Web page code records:
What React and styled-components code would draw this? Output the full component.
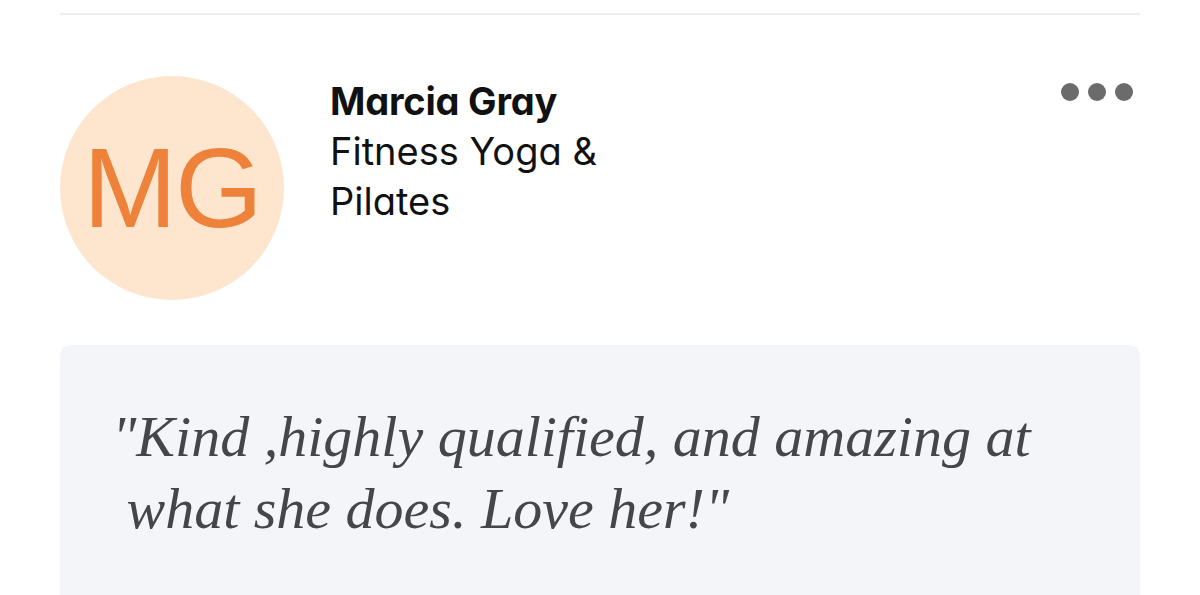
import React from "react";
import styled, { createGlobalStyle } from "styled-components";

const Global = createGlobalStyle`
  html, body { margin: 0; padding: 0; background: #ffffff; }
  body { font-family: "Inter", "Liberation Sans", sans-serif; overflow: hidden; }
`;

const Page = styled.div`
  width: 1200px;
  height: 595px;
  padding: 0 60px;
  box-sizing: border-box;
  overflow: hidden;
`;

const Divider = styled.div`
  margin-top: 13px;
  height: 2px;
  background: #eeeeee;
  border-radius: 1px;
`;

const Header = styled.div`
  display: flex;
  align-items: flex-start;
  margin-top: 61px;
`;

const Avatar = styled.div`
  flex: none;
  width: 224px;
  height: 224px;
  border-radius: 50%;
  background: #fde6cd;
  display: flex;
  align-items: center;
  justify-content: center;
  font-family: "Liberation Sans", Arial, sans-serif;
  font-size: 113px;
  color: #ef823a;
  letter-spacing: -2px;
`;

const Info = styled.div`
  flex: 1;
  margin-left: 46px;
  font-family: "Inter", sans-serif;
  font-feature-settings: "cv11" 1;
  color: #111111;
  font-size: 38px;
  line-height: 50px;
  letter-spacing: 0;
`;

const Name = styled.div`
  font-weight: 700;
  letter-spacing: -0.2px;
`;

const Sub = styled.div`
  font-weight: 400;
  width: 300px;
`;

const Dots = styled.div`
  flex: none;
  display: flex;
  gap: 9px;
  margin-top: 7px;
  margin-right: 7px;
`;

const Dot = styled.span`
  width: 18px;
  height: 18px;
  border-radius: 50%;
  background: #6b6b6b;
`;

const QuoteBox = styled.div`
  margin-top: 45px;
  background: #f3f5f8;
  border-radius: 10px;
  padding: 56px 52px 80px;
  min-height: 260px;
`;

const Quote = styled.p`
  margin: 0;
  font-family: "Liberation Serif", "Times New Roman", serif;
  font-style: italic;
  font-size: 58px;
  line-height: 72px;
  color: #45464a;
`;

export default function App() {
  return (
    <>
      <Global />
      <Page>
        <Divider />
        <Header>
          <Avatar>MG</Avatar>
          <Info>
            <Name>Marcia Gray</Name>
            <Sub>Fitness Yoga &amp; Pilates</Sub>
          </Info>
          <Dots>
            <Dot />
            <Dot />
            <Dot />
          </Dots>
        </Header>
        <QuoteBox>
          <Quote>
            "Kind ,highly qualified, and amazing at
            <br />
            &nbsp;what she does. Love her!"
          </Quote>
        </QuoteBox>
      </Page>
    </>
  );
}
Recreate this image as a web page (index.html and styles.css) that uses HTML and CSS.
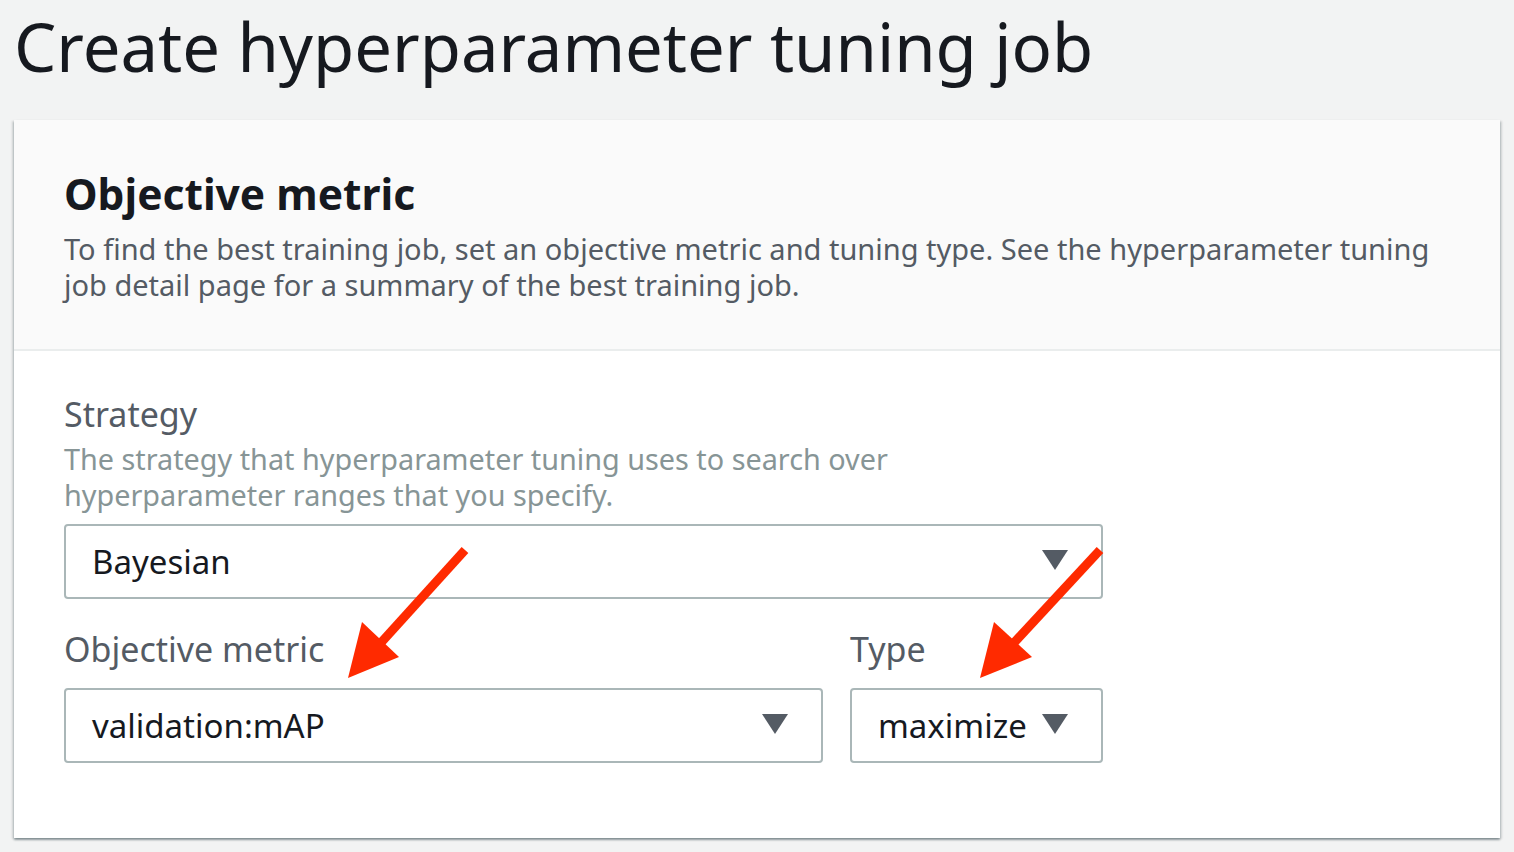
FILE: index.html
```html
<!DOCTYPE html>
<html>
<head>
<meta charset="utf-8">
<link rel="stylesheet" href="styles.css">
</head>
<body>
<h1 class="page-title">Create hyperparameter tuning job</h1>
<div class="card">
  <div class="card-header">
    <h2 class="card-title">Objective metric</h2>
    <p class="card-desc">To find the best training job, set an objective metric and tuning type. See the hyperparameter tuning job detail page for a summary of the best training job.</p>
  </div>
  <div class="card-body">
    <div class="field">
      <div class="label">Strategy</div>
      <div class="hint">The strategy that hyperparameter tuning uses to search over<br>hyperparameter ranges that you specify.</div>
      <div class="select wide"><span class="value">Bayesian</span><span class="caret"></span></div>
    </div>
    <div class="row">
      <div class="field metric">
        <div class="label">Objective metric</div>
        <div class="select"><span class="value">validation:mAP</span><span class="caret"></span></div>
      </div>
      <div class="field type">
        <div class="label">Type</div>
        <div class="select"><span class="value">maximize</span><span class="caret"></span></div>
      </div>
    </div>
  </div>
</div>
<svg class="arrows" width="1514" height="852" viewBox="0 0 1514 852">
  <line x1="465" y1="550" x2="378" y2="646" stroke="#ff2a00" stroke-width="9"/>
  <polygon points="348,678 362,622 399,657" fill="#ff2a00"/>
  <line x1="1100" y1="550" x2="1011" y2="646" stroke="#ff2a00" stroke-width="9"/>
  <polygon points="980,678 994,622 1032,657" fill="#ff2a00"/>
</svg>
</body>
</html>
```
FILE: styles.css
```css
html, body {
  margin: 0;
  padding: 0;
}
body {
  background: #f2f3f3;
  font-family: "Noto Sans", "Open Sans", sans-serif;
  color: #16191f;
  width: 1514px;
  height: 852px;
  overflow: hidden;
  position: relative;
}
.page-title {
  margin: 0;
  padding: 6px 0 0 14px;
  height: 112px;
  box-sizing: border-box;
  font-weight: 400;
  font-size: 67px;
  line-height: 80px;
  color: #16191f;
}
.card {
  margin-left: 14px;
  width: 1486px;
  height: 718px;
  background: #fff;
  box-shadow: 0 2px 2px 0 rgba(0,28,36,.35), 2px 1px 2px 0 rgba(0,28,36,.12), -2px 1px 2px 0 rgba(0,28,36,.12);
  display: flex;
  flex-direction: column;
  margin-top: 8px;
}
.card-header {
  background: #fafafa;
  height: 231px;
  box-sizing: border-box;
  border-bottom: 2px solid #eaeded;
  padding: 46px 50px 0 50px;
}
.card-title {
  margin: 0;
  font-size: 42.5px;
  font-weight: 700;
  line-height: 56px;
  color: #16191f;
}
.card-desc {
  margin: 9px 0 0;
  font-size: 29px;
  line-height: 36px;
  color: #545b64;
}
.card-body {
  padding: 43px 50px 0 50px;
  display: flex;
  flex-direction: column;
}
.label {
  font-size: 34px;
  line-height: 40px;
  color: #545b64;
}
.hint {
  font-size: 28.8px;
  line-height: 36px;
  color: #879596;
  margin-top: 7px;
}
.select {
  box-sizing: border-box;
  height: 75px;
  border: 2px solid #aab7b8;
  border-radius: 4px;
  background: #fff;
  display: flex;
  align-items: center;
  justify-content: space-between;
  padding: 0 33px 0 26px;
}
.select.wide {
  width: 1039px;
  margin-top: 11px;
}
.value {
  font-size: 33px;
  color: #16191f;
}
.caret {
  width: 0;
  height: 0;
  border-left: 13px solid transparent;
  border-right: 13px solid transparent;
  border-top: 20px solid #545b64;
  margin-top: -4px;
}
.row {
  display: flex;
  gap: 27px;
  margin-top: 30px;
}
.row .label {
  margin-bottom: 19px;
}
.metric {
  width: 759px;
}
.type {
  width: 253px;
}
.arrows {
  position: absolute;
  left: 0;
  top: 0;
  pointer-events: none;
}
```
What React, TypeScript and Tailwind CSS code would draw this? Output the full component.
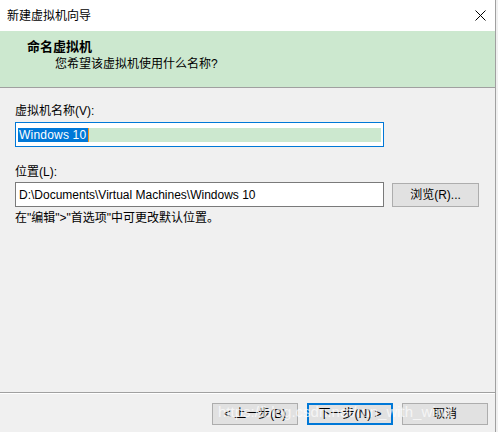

INSTRUCTIONS TO FOLLOW: Copy each line above where the string "would" occurs.

FINAL RESULT:
What React and styled-components code would draw this? Output the full component.
What React, TypeScript and Tailwind CSS code would draw this? Output the full component.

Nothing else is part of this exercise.